Exercise brief:
Return all the data below as it stands, minus the pictures.

Data:
★ ★ ★
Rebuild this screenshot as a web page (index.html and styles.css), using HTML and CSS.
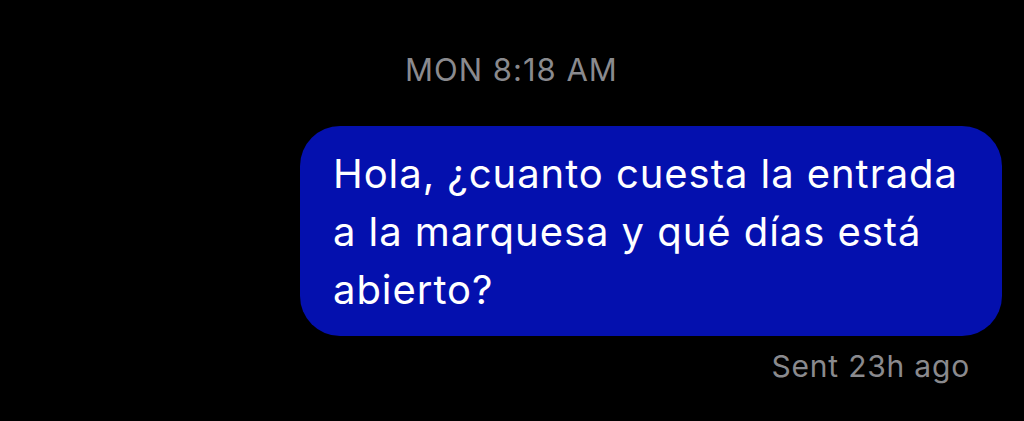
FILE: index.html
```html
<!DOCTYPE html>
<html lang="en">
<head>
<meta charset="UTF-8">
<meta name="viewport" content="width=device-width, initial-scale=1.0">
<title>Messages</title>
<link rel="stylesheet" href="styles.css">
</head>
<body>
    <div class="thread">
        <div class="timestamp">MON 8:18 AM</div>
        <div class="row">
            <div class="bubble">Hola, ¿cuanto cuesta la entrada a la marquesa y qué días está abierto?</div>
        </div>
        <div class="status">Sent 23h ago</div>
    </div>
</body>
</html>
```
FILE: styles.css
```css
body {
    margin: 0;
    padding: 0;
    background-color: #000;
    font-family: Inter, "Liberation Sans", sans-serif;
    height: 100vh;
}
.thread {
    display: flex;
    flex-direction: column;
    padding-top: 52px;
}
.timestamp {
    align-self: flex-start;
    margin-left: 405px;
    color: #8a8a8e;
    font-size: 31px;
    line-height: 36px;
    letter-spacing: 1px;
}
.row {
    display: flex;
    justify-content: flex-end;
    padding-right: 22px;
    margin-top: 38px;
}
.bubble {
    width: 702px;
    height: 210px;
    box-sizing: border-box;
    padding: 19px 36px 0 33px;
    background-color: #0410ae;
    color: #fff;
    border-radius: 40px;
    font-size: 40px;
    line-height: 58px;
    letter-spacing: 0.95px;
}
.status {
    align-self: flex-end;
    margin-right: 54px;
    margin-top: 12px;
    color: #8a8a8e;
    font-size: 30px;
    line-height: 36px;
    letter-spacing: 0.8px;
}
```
★ ★ ★
Full response:
Rebuild this screenshot as a web page (index.html and styles.css), using HTML and CSS.
FILE: index.html
```html
<!DOCTYPE html>
<html lang="en">
<head>
<meta charset="UTF-8">
<meta name="viewport" content="width=device-width, initial-scale=1.0">
<title>Messages</title>
<link rel="stylesheet" href="styles.css">
</head>
<body>
    <div class="thread">
        <div class="timestamp">MON 8:18 AM</div>
        <div class="row">
            <div class="bubble">Hola, ¿cuanto cuesta la entrada a la marquesa y qué días está abierto?</div>
        </div>
        <div class="status">Sent 23h ago</div>
    </div>
</body>
</html>
```
FILE: styles.css
```css
body {
    margin: 0;
    padding: 0;
    background-color: #000;
    font-family: Inter, "Liberation Sans", sans-serif;
    height: 100vh;
}
.thread {
    display: flex;
    flex-direction: column;
    padding-top: 52px;
}
.timestamp {
    align-self: flex-start;
    margin-left: 405px;
    color: #8a8a8e;
    font-size: 31px;
    line-height: 36px;
    letter-spacing: 1px;
}
.row {
    display: flex;
    justify-content: flex-end;
    padding-right: 22px;
    margin-top: 38px;
}
.bubble {
    width: 702px;
    height: 210px;
    box-sizing: border-box;
    padding: 19px 36px 0 33px;
    background-color: #0410ae;
    color: #fff;
    border-radius: 40px;
    font-size: 40px;
    line-height: 58px;
    letter-spacing: 0.95px;
}
.status {
    align-self: flex-end;
    margin-right: 54px;
    margin-top: 12px;
    color: #8a8a8e;
    font-size: 30px;
    line-height: 36px;
    letter-spacing: 0.8px;
}
```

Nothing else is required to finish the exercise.